Cavefish are found in hostile subterranean environments lacking light and nutrition. Their adaptation to such habitats make them excellent models to study the evolution of corresponding traits in vertebrates. A recently discovered population of loaches (Barbatula sp.) from the Aach Cave in Germany represents the first cavefish in Europe and the northernmost cavefish worldwide. Cave Barbatula are highly exciting study subjects because they are evolutionarily young and because they evolved independently from the Mexican cavefish (A. mexicanus), a model organism in developmental biology. Most interestingly, this cavefish split from the surface population only around 12,000-15,000 years ago making it one of the youngest cavefish that already shows adoption.

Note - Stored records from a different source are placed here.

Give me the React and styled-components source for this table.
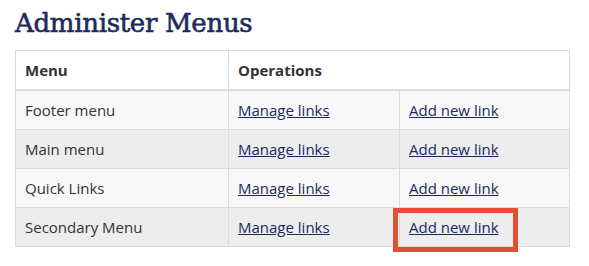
import styled, { createGlobalStyle } from 'styled-components';

const GlobalStyle = createGlobalStyle`
  body {
    margin: 0;
    background: #fff;
    font-family: 'Open Sans', 'Liberation Sans', sans-serif;
  }
`;

const Page = styled.div`
  padding: 7px 15px 20px 15px;
  width: 554px;
`;

const Title = styled.h1`
  margin: 0 0 10px 0;
  font-family: 'DejaVu Serif', serif;
  font-weight: normal;
  font-size: 26px;
  line-height: 33px;
  letter-spacing: -0.3px;
  -webkit-text-stroke: 0.6px #1d2b5b;
  color: #1d2b5b;
`;

const Table = styled.table`
  width: 554px;
  border-collapse: collapse;
  table-layout: fixed;
  font-size: 15px;
  color: #333;
`;

const Head = styled.th`
  text-align: left;
  font-weight: bold;
  padding: 10px 9px;
  line-height: 18px;
  background: #fff;
  border: 1px solid #dcdcdc;
  border-bottom: 2px solid #dcdcdc;
`;

const Row = styled.tr`
  background: ${(p) => (p.$even ? '#ededed' : '#f8f8f8')};
`;

const Cell = styled.td`
  padding: 10px 9px;
  line-height: 18px;
  border: 1px solid #dcdcdc;
`;

const Link = styled.a`
  position: relative;
  display: inline-block;
  color: #1a2a5e;
  text-decoration: underline;
  cursor: pointer;

  /* red outline around the highlighted link */
  ${(p) =>
    p.$marked &&
    `
    &::before {
      content: '';
      position: absolute;
      left: -16px;
      top: -10px;
      width: 125px;
      height: 44px;
      box-sizing: border-box;
      border: 5px solid #e04e35;
    }
  `}
`;

const menus = ['Footer menu', 'Main menu', 'Quick Links', 'Secondary Menu'];

function App() {
  return (
    <Page>
      <GlobalStyle />
      <Title>Administer Menus</Title>
      <Table>
        <colgroup>
          <col style={{ width: '213px' }} />
          <col style={{ width: '171px' }} />
          <col style={{ width: '170px' }} />
        </colgroup>
        <thead>
          <tr>
            <Head>Menu</Head>
            <Head colSpan={2}>Operations</Head>
          </tr>
        </thead>
        <tbody>
          {menus.map((name, i) => (
            <Row key={name} $even={i % 2 === 1}>
              <Cell>{name}</Cell>
              <Cell>
                <Link>Manage links</Link>
              </Cell>
              <Cell>
                <Link $marked={i === menus.length - 1}>Add new link</Link>
              </Cell>
            </Row>
          ))}
        </tbody>
      </Table>
    </Page>
  );
}

export default App;
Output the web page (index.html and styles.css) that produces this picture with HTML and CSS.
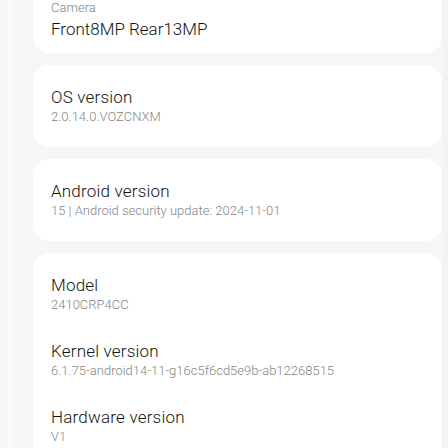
FILE: index.html
```html
<!DOCTYPE html>
<html lang="en">
<head>
<meta charset="utf-8">
<title>About phone</title>
<link rel="stylesheet" href="styles.css">
</head>
<body>
<div class="frame">
  <div class="edge-left"><div class="edge-line"></div></div>
  <main class="list">
    <section class="card card-cut">
      <div class="item item-rev">
        <div class="label">Camera</div>
        <div class="value">Front8MP Rear13MP</div>
      </div>
    </section>
    <section class="card">
      <div class="item">
        <div class="title">OS version</div>
        <div class="sub">2.0.14.0.VOZCNXM</div>
      </div>
    </section>
    <section class="card">
      <div class="item">
        <div class="title">Android version</div>
        <div class="sub">15 | Android security update: 2024-11-01</div>
      </div>
    </section>
    <section class="card card-open">
      <div class="item">
        <div class="title">Model</div>
        <div class="sub">2410CRP4CC</div>
      </div>
      <div class="item">
        <div class="title">Kernel version</div>
        <div class="sub">6.1.75-android14-11-g16c5f6cd5e9b-ab12268515</div>
      </div>
      <div class="item">
        <div class="title">Hardware version</div>
        <div class="sub">V1</div>
      </div>
    </section>
  </main>
  <div class="edge-right"></div>
</div>
</body>
</html>
```

FILE: styles.css
```css
* { box-sizing: border-box; }
html, body {
  margin: 0;
  padding: 0;
  height: 100%;
  overflow: hidden;
  background: #f6f6f6;
  font-family: Roboto, "Noto Sans", "Liberation Sans", sans-serif;
  font-weight: 300;
}
.frame {
  display: flex;
  height: 448px;
}
.edge-left {
  width: 33px;
  flex: none;
  display: flex;
  padding-left: 8px;
}
.edge-line {
  width: 4px;
  background: #fbfbfb;
}
.edge-right {
  width: 6px;
  flex: none;
  background: #f3f3f3;
}
.list {
  flex: 1;
  display: flex;
  flex-direction: column;
  gap: 12px;
}
.card {
  background: #ffffff;
  border-radius: 16px;
  padding: 8px 0;
}
.card-cut {
  border-radius: 0 0 16px 16px;
  padding: 0;
}
.card-open {
  border-radius: 16px 16px 0 0;
  flex: 1;
}
.item {
  padding: 13px 18px;
  height: 66px;
}
.item-rev {
  padding: 0 18px 13px;
  height: auto;
}
.title, .value {
  font-size: 17px;
  line-height: 22px;
  color: #141414;
  letter-spacing: 0.2px;
}
.value {
  letter-spacing: 0;
}
.sub, .label {
  font-size: 13px;
  line-height: 18px;
  color: #858585;
}
.label {
  line-height: 16px;
  margin-bottom: 2px;
}
```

Together with PacBio® and GENEWIZ, we sequenced the genome and assembled it to a diploid representation using Falcon Unzip. This genome assembly allows us to (i) identify genetic variants associated with the evolution of cavefish including the lack of vision, pale pigmentation, changes in their senses of taste and touch, and metabolism, (ii) generalize insights on the published Mexican cavefish data in high-impact journals, and (iii) facilitate a series of studies on the diversity of Barbatula and the emergence of a very young cavefish. We furthermore sequenced the transcriptome of the same fish allowing a detailed analysis of the different isoforms.

  

About the Presenter

 Fritz

 

Dr. Fritz Sedlazeck completed his Ph.D. in 2012 in the group of Dr. Arndt von Haeseler at the Max F. Perutz Laboratory in Vienna. After a two-year postdoc, he transitioned to the lab of Dr. Michael Schatz at Cold Spring Harbor Laboratory, and later to Johns Hopkins University. Since 2017, he has been leading his own group at the Human Genome Sequencing Center at Baylor College of Medicine. His research focuses on developing computational methods to detect and analyze genomic variations with a focus on Structural Variations. Structural Variations are genomic events that manipulate multiple positions in a genome which impact evolution, genomic disorders, regulation, and play an important role in explaining multiple phenotypes. He and his group are working on very fine-scaled applications to detect variations that can explain certain disease phenotypes, as well as large population-scale applications to deepen our knowledge of Structural Variations.